- Cabinet to consider tabling emergency laws in parliament
- PM initially declined to do so, but king urged
- Key ally in govt repeats withdrawal of support for PM
- Premier under pressure to resign
KUALA LUMPUR, Aug 3 (Reuters) - Malaysian Prime Minister Muhyiddin Yassin agreed on Tuesday to consider debating emergency laws in parliament, easing a standoff with the country's monarchy, but a key ally in the premier's ruling coalition said he had lost legitimacy.
Muhyiddin has governed with a razor-thin majority and led an unstable ruling coalition since coming to power in March 2020.
He has been under mounting pressure to quit after Malaysia's king last week issued a rare rebuke of a government move to revoke emergency laws without his approval, an act the palace said was against the constitution.

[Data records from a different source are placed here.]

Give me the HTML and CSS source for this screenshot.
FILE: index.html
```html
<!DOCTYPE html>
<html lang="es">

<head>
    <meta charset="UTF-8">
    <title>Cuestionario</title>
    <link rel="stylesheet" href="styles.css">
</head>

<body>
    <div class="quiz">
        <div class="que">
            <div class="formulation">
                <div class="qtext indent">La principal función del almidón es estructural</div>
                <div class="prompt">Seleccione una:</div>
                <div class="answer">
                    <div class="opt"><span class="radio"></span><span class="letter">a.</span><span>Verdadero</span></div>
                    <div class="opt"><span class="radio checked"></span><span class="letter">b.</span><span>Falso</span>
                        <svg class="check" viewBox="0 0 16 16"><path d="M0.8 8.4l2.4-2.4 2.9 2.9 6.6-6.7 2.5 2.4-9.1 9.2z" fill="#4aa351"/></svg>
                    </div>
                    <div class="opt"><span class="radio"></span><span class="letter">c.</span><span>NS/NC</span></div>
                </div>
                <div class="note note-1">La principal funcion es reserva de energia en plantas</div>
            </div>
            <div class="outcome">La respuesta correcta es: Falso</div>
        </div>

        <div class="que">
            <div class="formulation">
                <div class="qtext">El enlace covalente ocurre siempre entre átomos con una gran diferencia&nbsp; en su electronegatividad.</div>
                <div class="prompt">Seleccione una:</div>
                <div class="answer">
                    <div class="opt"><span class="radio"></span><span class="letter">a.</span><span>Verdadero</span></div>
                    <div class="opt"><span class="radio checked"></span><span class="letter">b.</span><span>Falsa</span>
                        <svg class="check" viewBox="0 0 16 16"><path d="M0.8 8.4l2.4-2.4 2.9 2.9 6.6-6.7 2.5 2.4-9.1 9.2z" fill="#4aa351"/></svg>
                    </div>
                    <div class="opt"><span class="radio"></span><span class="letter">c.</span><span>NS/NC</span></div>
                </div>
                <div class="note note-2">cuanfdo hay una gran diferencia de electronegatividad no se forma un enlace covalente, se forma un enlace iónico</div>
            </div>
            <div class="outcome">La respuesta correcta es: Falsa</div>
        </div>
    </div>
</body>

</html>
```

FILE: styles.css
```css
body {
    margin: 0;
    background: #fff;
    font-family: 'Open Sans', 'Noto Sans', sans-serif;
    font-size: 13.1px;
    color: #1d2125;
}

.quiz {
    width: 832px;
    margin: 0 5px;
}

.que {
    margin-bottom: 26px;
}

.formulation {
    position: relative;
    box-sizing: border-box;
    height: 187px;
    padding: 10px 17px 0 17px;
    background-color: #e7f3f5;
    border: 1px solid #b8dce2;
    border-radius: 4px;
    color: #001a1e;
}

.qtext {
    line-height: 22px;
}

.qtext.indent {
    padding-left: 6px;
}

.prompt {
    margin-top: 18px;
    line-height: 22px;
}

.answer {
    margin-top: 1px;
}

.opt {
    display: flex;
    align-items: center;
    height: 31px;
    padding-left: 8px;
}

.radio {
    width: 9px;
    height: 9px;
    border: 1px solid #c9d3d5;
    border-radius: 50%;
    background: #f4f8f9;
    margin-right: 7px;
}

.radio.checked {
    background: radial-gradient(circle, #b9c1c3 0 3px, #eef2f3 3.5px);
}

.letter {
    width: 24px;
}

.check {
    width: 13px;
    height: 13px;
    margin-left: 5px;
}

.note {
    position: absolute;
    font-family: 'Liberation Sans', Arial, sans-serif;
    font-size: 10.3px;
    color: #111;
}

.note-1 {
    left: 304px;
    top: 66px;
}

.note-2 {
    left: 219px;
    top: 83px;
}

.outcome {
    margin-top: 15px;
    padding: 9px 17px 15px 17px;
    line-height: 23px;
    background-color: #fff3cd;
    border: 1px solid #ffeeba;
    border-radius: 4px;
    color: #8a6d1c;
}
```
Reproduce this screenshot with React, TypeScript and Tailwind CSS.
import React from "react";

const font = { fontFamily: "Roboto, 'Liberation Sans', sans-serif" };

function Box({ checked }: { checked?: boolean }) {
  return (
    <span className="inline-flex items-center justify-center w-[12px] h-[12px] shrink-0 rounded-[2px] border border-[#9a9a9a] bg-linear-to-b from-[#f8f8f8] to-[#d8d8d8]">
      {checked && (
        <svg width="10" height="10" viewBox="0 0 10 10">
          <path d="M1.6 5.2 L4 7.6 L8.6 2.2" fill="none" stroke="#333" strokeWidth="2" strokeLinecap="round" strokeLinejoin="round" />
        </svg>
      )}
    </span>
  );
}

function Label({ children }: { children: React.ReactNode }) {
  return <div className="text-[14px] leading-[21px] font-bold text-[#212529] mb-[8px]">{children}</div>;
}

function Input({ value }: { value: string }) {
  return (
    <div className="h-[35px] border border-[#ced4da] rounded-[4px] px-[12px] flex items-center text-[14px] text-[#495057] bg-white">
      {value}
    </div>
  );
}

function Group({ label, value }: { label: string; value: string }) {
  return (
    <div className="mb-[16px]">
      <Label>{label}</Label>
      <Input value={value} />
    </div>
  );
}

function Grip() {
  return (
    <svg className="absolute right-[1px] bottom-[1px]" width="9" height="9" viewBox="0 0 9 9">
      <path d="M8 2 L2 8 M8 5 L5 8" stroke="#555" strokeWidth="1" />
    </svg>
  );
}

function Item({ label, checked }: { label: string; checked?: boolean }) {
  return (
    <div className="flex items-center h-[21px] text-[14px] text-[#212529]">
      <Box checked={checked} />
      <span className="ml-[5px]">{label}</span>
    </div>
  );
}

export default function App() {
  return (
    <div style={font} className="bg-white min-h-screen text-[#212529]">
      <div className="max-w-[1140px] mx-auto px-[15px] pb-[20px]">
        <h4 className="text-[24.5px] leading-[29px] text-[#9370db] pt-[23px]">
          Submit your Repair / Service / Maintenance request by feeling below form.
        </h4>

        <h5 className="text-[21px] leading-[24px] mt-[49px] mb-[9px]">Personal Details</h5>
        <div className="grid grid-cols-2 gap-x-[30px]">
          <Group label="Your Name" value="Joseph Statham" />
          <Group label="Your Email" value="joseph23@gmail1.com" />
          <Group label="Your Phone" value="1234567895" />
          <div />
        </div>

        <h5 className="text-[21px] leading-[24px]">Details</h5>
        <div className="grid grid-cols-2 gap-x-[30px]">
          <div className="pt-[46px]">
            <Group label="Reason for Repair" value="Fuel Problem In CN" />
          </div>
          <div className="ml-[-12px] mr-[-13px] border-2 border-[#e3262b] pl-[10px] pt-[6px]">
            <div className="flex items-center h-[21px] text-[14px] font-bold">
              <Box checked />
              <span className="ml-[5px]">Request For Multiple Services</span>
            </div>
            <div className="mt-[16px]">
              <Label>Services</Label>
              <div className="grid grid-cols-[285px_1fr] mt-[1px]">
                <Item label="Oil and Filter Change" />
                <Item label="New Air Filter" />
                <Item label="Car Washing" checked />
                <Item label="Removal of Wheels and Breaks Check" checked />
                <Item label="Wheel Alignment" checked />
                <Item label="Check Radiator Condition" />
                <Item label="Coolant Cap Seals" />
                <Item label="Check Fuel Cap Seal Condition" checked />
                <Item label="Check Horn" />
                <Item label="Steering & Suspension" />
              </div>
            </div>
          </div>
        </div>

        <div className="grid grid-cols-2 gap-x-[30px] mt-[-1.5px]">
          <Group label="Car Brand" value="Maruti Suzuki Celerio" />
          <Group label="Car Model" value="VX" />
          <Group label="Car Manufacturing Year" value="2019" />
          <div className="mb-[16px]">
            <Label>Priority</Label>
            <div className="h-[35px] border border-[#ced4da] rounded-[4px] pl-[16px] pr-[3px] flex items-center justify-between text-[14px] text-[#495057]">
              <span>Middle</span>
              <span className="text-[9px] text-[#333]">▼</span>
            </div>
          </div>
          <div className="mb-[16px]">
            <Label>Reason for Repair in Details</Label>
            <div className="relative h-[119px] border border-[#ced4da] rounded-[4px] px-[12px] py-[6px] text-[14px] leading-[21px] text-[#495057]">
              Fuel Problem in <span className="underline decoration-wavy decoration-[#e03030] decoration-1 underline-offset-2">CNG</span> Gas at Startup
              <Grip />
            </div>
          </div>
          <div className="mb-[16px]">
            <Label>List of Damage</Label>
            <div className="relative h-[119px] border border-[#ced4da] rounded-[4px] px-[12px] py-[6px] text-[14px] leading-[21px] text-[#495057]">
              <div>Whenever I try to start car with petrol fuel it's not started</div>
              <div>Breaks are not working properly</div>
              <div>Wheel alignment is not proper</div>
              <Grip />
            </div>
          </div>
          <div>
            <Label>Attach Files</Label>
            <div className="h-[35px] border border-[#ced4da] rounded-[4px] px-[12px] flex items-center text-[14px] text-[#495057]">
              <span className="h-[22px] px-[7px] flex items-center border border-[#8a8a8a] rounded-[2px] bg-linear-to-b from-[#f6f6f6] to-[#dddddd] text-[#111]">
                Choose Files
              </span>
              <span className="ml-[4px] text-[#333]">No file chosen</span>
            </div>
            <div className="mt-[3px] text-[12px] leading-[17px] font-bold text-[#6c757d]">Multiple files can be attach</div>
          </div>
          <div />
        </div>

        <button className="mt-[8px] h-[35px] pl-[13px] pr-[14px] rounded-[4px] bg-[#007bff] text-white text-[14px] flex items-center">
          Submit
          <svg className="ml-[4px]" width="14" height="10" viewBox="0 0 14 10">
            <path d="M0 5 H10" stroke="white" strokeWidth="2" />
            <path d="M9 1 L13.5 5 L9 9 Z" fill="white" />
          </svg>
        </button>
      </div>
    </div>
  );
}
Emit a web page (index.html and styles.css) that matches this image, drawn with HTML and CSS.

Some allies have accused Muhyiddin of treason, while opposition lawmakers have urged him to step down for disrespecting the king. Malaysia is a constitutional monarchy and the king is revered across the country's multi-ethnic population.
"Muhyiddin must take responsibility for the failure and defiance of his government that contradicted the king's decree by resigning as PM with honour," Ahmad Zahid Hamidi, president of the United Malays National Organisation (UMNO) party, said in a statement.
UMNO is the biggest bloc in Muhyiddin's ruling alliance. Some of its lawmakers have sent a letter to the king to show they have withdrawn support for Muhyiddin and that he has lost his majority, the statement said.
The party is split on its support for Muhyiddin, however. Last month, UMNO said it had pulled support for Muhyiddin but its cabinet ministers did not quit.
Deputy Prime Minister and UMNO politician Ismail Sabri Yaakob last week said he supported Muhyiddin and the government had the support of 110 of Malaysia's 222 parliamentarians.
Earlier on Tuesday, Muhyiddin said his cabinet would discuss holding a debate in parliament to repeal laws imposed during emergency rule, which was in place from January until August 1 to help curb the spread of COVID-19.
The debate could be held during a scheduled parliamentary session in September, Muhyiddin said in a statement.